Democratic Republic of Armenia
The Democratic Republic of Armenia (DRA; Դեմոկրատական Հայաստանի Հանրապետություն, Demokratakan Hayastani Hanrapetutyun; also known as the First Republic of Armenia) was declared on May 28, 1918 after the dissolution of the Transcaucasian Democratic Federative Republic. Its army continued to fight on the Allied side south of the Caucasus until the Ottoman Empire surrendered in October 1918. The independent republic endured from May 1918 to December 1920. In the new government, ARF leaders R.I. Kachazuni and A.I. Khatisian became prime minister and foreign minister, respectively.

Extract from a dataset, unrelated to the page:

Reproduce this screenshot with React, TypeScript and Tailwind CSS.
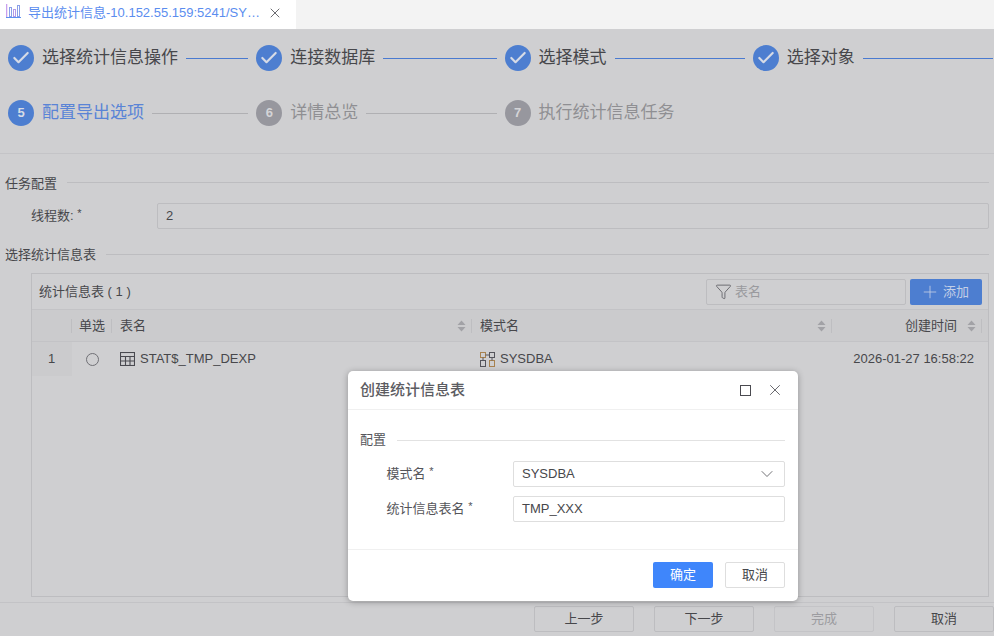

The Democratic Republic of Armenia included the northeastern part of present-day eastern Turkey, and the League of Nations forsaw mandated it continue west along the Black Sea coast past Trabzon and southwest past Lake Van. But Armenia's precarious independence was threatened from within by the terrible economic conditions that followed the war in the former Ottoman Empire and, by 1920, by the territorial ambitions of Soviet Russia and the nationalist Turks under Kemal Ataturk. Ataturk had rehabilitated Turkey rapidly under a new democratic system, but the ruling party still hoped to create a larger state by taking territory in western Armenia from which Armenians had been driven. In defending its independence, the Republic of Armenia waited in vain, however, for the material and military aid promised at the Paris Peace Conference in 1919. The Allies' memories of the 1915 massacre faded as war weariness and isolationism dominated their foreign policy.
In agreeing to the 1920 Treaty of Sevres, the World War I Allies and Turkey recognized Armenian independence; as part of the treaty, Armenia received some disputed territory in what had been the Ottoman Empire. However, most of western Armenia remained in Turkish hands. Eastern Armenia, ravaged by warfare, migration, and disease, had an Armenian population of only 720,000 by 1920. Caught between the advancing Turks and the Red Army, which had already occupied neighboring Azerbaijan, in November 1920 the ARF government made a political agreement with the communists to enter a coalition government. The Treaty of Aleksandropol', signed by this government with Turkey, returned Armenia's northern Kars District to Russia? and repudiated the existence of Armenian populations in newly expanded Turkey.